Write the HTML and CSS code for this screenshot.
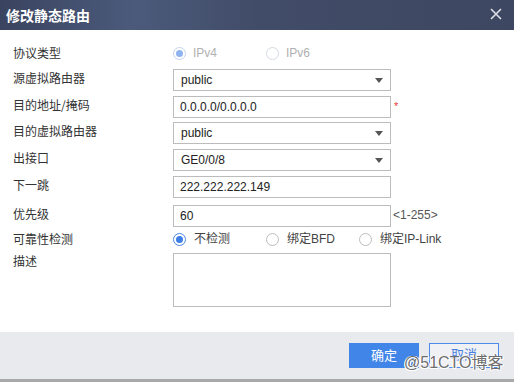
FILE: index.html
```html
<!DOCTYPE html>
<html>
<head>
<meta charset="utf-8">
<link rel="stylesheet" href="styles.css">
</head>
<body>
<div class="dialog">
  <div class="header">
    <span class="title">修改静态路由</span>
    <svg class="close" width="12" height="12" viewBox="0 0 12 12"><path d="M1 1 L11 11 M11 1 L1 11" stroke="#dcdfe6" stroke-width="1.6" fill="none"/></svg>
  </div>
  <div class="content">
    <div class="row r-radio r1">
      <div class="label">协议类型</div>
      <div class="radios">
        <div class="opt disabled"><span class="radio on"></span><span class="otext">IPv4</span></div>
        <div class="opt disabled"><span class="radio"></span><span class="otext">IPv6</span></div>
      </div>
    </div>
    <div class="row r2">
      <div class="label">源虚拟路由器</div>
      <div class="select"><span>public</span><span class="arrow"></span></div>
    </div>
    <div class="row r3">
      <div class="label">目的地址/掩码</div>
      <div class="input">0.0.0.0/0.0.0.0</div>
      <span class="req">*</span>
    </div>
    <div class="row r4">
      <div class="label">目的虚拟路由器</div>
      <div class="select"><span>public</span><span class="arrow"></span></div>
    </div>
    <div class="row r5">
      <div class="label">出接口</div>
      <div class="select"><span>GE0/0/8</span><span class="arrow"></span></div>
    </div>
    <div class="row r6">
      <div class="label">下一跳</div>
      <div class="input">222.222.222.149</div>
    </div>
    <div class="row r7">
      <div class="label">优先级</div>
      <div class="input">60</div>
      <span class="hint">&lt;1-255&gt;</span>
    </div>
    <div class="row r-radio r8">
      <div class="label">可靠性检测</div>
      <div class="radios">
        <div class="opt"><span class="radio on"></span><span class="otext">不检测</span></div>
        <div class="opt"><span class="radio"></span><span class="otext">绑定BFD</span></div>
        <div class="opt"><span class="radio"></span><span class="otext">绑定IP-Link</span></div>
      </div>
    </div>
    <div class="row r9">
      <div class="label lab-ta">描述</div>
      <div class="textarea"></div>
    </div>
  </div>
  <div class="footer">
    <button class="btn primary">确定</button>
    <button class="btn secondary">取消</button>
    <span class="watermark">@51CTO博客</span>
  </div>
</div>
</body>
</html>
```

FILE: styles.css
```css
html, body {
  margin: 0;
  padding: 0;
  width: 514px;
  height: 382px;
  overflow: hidden;
  background: #ffffff;
}
.dialog {
  width: 514px;
  height: 382px;
  display: flex;
  flex-direction: column;
  font-family: "Liberation Sans", "Noto Sans CJK SC", sans-serif;
  font-size: 12px;
  color: #333;
  box-sizing: border-box;
  border-bottom: 3px solid #a9a9a9;
}
.header {
  height: 30px;
  flex: none;
  display: flex;
  align-items: center;
  justify-content: space-between;
  padding: 0 12px 0 6px;
  background: linear-gradient(90deg, #3a4460 0%, #4b5a7b 26%, #414c68 50%, #3d4761 100%);
}
.title {
  color: #ffffff;
  font-size: 14px;
  font-weight: bold;
  font-family: "Noto Sans CJK SC", sans-serif;
  line-height: 30px;
}
.close {
  display: block;
  margin-top: -2px;
}
.content {
  flex: 1;
  padding: 13px 0 0 13px;
  background: #fff;
}
.row {
  display: flex;
  align-items: flex-start;
}
.label {
  width: 160px;
  flex: none;
  line-height: 18px;
  color: #333;
  font-family: "Noto Sans CJK SC", sans-serif;
  font-size: 12px;
}
.r-radio { height: 20px; align-items: center; }
.r-radio .label { line-height: 20px; }
.r1 { margin-bottom: 6px; }
.r2 { margin-bottom: 5px; }
.r3 { margin-bottom: 4px; }
.r4 { margin-bottom: 5px; }
.r5 { margin-bottom: 5px; }
.r6 { margin-bottom: 7px; }
.r7 { margin-bottom: 2px; }
.r8 { margin-bottom: 4px; }
.select, .input, .textarea {
  width: 218px;
  height: 22px;
  box-sizing: border-box;
  border: 1px solid #bcbcbc;
  background: #fff;
  color: #222;
  line-height: 20px;
  font-size: 12px;
}
.select {
  display: flex;
  justify-content: space-between;
  align-items: center;
  padding: 0 7px 0 7px;
}
.input {
  padding: 0 6px;
}
.arrow {
  width: 0;
  height: 0;
  border-left: 4px solid transparent;
  border-right: 4px solid transparent;
  border-top: 5px solid #555;
}
.textarea {
  height: 54px;
}
.lab-ta { line-height: 16px; }
.req {
  color: #e4393c;
  font-size: 11px;
  margin-left: 3px;
  line-height: 12px;
  margin-top: 4px;
}
.hint {
  color: #555;
  margin-left: 2px;
  line-height: 20px;
}
.radios {
  display: flex;
  align-items: center;
}
.opt {
  width: 93px;
  display: flex;
  align-items: center;
  flex: none;
}
.opt:last-child { width: auto; }
.radio {
  width: 13px;
  height: 13px;
  box-sizing: border-box;
  border: 1px solid #bdbdbd;
  border-radius: 50%;
  display: flex;
  align-items: center;
  justify-content: center;
  flex: none;
  background: #fff;
}
.radio.on { border-color: #4a86e8; }
.radio.on::after {
  content: "";
  width: 7px;
  height: 7px;
  border-radius: 50%;
  background: #3d7fe6;
}
.disabled .radio { border-color: #d4dae6; }
.disabled .radio.on { border-color: #c4d3ef; }
.disabled .radio.on::after { background: #8fb3ee; }
.otext {
  margin-left: 8px;
  color: #444;
  line-height: 20px;
}
.disabled .otext { color: #b0b0b0; margin-left: 7px; }
.footer {
  height: 47px;
  flex: none;
  background: #e9eaee;
  display: flex;
  align-items: center;
  justify-content: flex-end;
  padding-right: 15px;
  padding-bottom: 1px;
  box-sizing: border-box;
  position: relative;
}
.btn {
  width: 70px;
  height: 25px;
  box-sizing: border-box;
  font-family: "Noto Sans CJK SC", sans-serif;
  font-size: 13px;
  padding: 0 0 3px 0;
  margin-left: 10px;
  border-radius: 0;
  line-height: 20px;
  cursor: pointer;
}
.primary {
  background: #4285e8;
  border: 1px solid #4285e8;
  color: #fff;
  padding: 0;
}
.secondary {
  background: #f0f1f4;
  border: 1px solid #4a8be8;
  color: #4a7fe0;
}
.watermark {
  position: absolute;
  left: 404px;
  top: 21px;
  font-family: "Liberation Sans", "Noto Sans CJK SC", sans-serif;
  font-size: 16px;
  color: #6e6e6e;
  text-shadow: 1px 1px 0 #fff, -1px 1px 0 #fff, 1px 0 0 #fff, -1px 0 0 #fff;
  line-height: 20px;
}
```
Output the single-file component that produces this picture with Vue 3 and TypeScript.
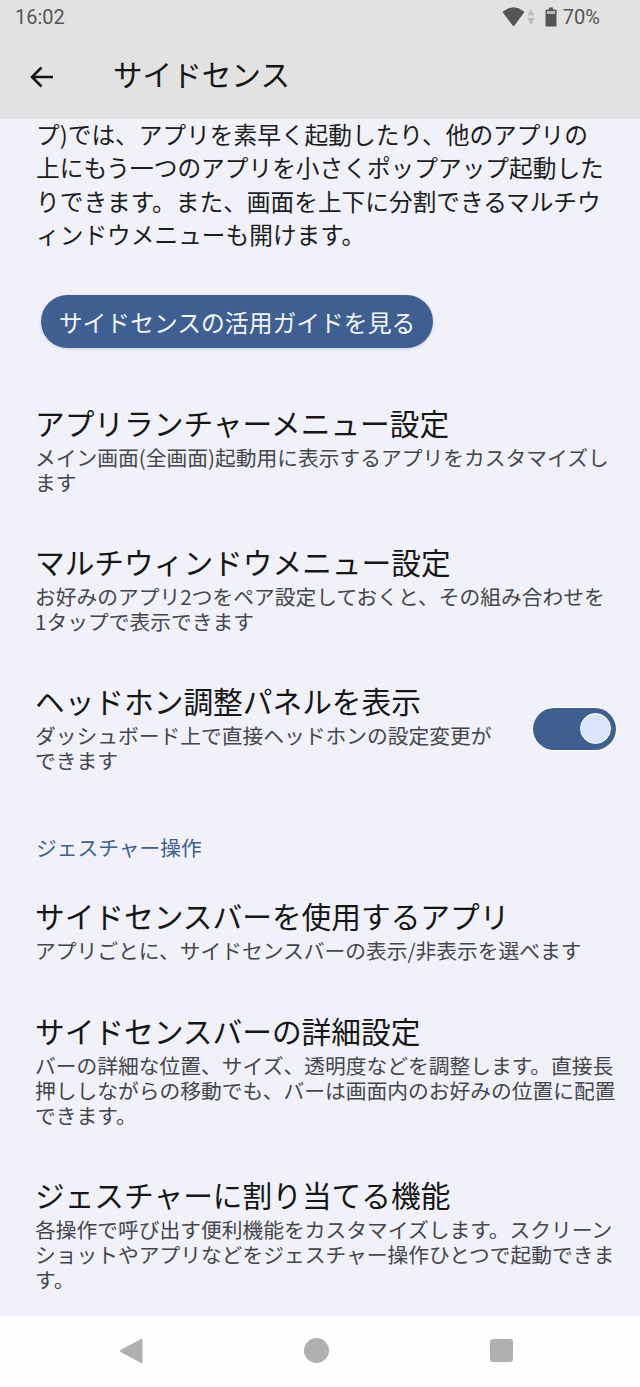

━━━━━━

Quote the data above in full and without alteration; skip the pictures.

Write the HTML and CSS code for this screenshot.
FILE: index.html
```html
<!DOCTYPE html>
<html>
<head>
<meta charset="utf-8">
<link rel="stylesheet" href="styles.css">
</head>
<body>
<div class="dialog">
  <div class="header">
    <span class="title">修改静态路由</span>
    <svg class="close" width="12" height="12" viewBox="0 0 12 12"><path d="M1 1 L11 11 M11 1 L1 11" stroke="#dcdfe6" stroke-width="1.6" fill="none"/></svg>
  </div>
  <div class="content">
    <div class="row r-radio r1">
      <div class="label">协议类型</div>
      <div class="radios">
        <div class="opt disabled"><span class="radio on"></span><span class="otext">IPv4</span></div>
        <div class="opt disabled"><span class="radio"></span><span class="otext">IPv6</span></div>
      </div>
    </div>
    <div class="row r2">
      <div class="label">源虚拟路由器</div>
      <div class="select"><span>public</span><span class="arrow"></span></div>
    </div>
    <div class="row r3">
      <div class="label">目的地址/掩码</div>
      <div class="input">0.0.0.0/0.0.0.0</div>
      <span class="req">*</span>
    </div>
    <div class="row r4">
      <div class="label">目的虚拟路由器</div>
      <div class="select"><span>public</span><span class="arrow"></span></div>
    </div>
    <div class="row r5">
      <div class="label">出接口</div>
      <div class="select"><span>GE0/0/8</span><span class="arrow"></span></div>
    </div>
    <div class="row r6">
      <div class="label">下一跳</div>
      <div class="input">222.222.222.149</div>
    </div>
    <div class="row r7">
      <div class="label">优先级</div>
      <div class="input">60</div>
      <span class="hint">&lt;1-255&gt;</span>
    </div>
    <div class="row r-radio r8">
      <div class="label">可靠性检测</div>
      <div class="radios">
        <div class="opt"><span class="radio on"></span><span class="otext">不检测</span></div>
        <div class="opt"><span class="radio"></span><span class="otext">绑定BFD</span></div>
        <div class="opt"><span class="radio"></span><span class="otext">绑定IP-Link</span></div>
      </div>
    </div>
    <div class="row r9">
      <div class="label lab-ta">描述</div>
      <div class="textarea"></div>
    </div>
  </div>
  <div class="footer">
    <button class="btn primary">确定</button>
    <button class="btn secondary">取消</button>
    <span class="watermark">@51CTO博客</span>
  </div>
</div>
</body>
</html>
```

FILE: styles.css
```css
html, body {
  margin: 0;
  padding: 0;
  width: 514px;
  height: 382px;
  overflow: hidden;
  background: #ffffff;
}
.dialog {
  width: 514px;
  height: 382px;
  display: flex;
  flex-direction: column;
  font-family: "Liberation Sans", "Noto Sans CJK SC", sans-serif;
  font-size: 12px;
  color: #333;
  box-sizing: border-box;
  border-bottom: 3px solid #a9a9a9;
}
.header {
  height: 30px;
  flex: none;
  display: flex;
  align-items: center;
  justify-content: space-between;
  padding: 0 12px 0 6px;
  background: linear-gradient(90deg, #3a4460 0%, #4b5a7b 26%, #414c68 50%, #3d4761 100%);
}
.title {
  color: #ffffff;
  font-size: 14px;
  font-weight: bold;
  font-family: "Noto Sans CJK SC", sans-serif;
  line-height: 30px;
}
.close {
  display: block;
  margin-top: -2px;
}
.content {
  flex: 1;
  padding: 13px 0 0 13px;
  background: #fff;
}
.row {
  display: flex;
  align-items: flex-start;
}
.label {
  width: 160px;
  flex: none;
  line-height: 18px;
  color: #333;
  font-family: "Noto Sans CJK SC", sans-serif;
  font-size: 12px;
}
.r-radio { height: 20px; align-items: center; }
.r-radio .label { line-height: 20px; }
.r1 { margin-bottom: 6px; }
.r2 { margin-bottom: 5px; }
.r3 { margin-bottom: 4px; }
.r4 { margin-bottom: 5px; }
.r5 { margin-bottom: 5px; }
.r6 { margin-bottom: 7px; }
.r7 { margin-bottom: 2px; }
.r8 { margin-bottom: 4px; }
.select, .input, .textarea {
  width: 218px;
  height: 22px;
  box-sizing: border-box;
  border: 1px solid #bcbcbc;
  background: #fff;
  color: #222;
  line-height: 20px;
  font-size: 12px;
}
.select {
  display: flex;
  justify-content: space-between;
  align-items: center;
  padding: 0 7px 0 7px;
}
.input {
  padding: 0 6px;
}
.arrow {
  width: 0;
  height: 0;
  border-left: 4px solid transparent;
  border-right: 4px solid transparent;
  border-top: 5px solid #555;
}
.textarea {
  height: 54px;
}
.lab-ta { line-height: 16px; }
.req {
  color: #e4393c;
  font-size: 11px;
  margin-left: 3px;
  line-height: 12px;
  margin-top: 4px;
}
.hint {
  color: #555;
  margin-left: 2px;
  line-height: 20px;
}
.radios {
  display: flex;
  align-items: center;
}
.opt {
  width: 93px;
  display: flex;
  align-items: center;
  flex: none;
}
.opt:last-child { width: auto; }
.radio {
  width: 13px;
  height: 13px;
  box-sizing: border-box;
  border: 1px solid #bdbdbd;
  border-radius: 50%;
  display: flex;
  align-items: center;
  justify-content: center;
  flex: none;
  background: #fff;
}
.radio.on { border-color: #4a86e8; }
.radio.on::after {
  content: "";
  width: 7px;
  height: 7px;
  border-radius: 50%;
  background: #3d7fe6;
}
.disabled .radio { border-color: #d4dae6; }
.disabled .radio.on { border-color: #c4d3ef; }
.disabled .radio.on::after { background: #8fb3ee; }
.otext {
  margin-left: 8px;
  color: #444;
  line-height: 20px;
}
.disabled .otext { color: #b0b0b0; margin-left: 7px; }
.footer {
  height: 47px;
  flex: none;
  background: #e9eaee;
  display: flex;
  align-items: center;
  justify-content: flex-end;
  padding-right: 15px;
  padding-bottom: 1px;
  box-sizing: border-box;
  position: relative;
}
.btn {
  width: 70px;
  height: 25px;
  box-sizing: border-box;
  font-family: "Noto Sans CJK SC", sans-serif;
  font-size: 13px;
  padding: 0 0 3px 0;
  margin-left: 10px;
  border-radius: 0;
  line-height: 20px;
  cursor: pointer;
}
.primary {
  background: #4285e8;
  border: 1px solid #4285e8;
  color: #fff;
  padding: 0;
}
.secondary {
  background: #f0f1f4;
  border: 1px solid #4a8be8;
  color: #4a7fe0;
}
.watermark {
  position: absolute;
  left: 404px;
  top: 21px;
  font-family: "Liberation Sans", "Noto Sans CJK SC", sans-serif;
  font-size: 16px;
  color: #6e6e6e;
  text-shadow: 1px 1px 0 #fff, -1px 1px 0 #fff, 1px 0 0 #fff, -1px 0 0 #fff;
  line-height: 20px;
}
```
Output the single-file component that produces this picture with Vue 3 and TypeScript.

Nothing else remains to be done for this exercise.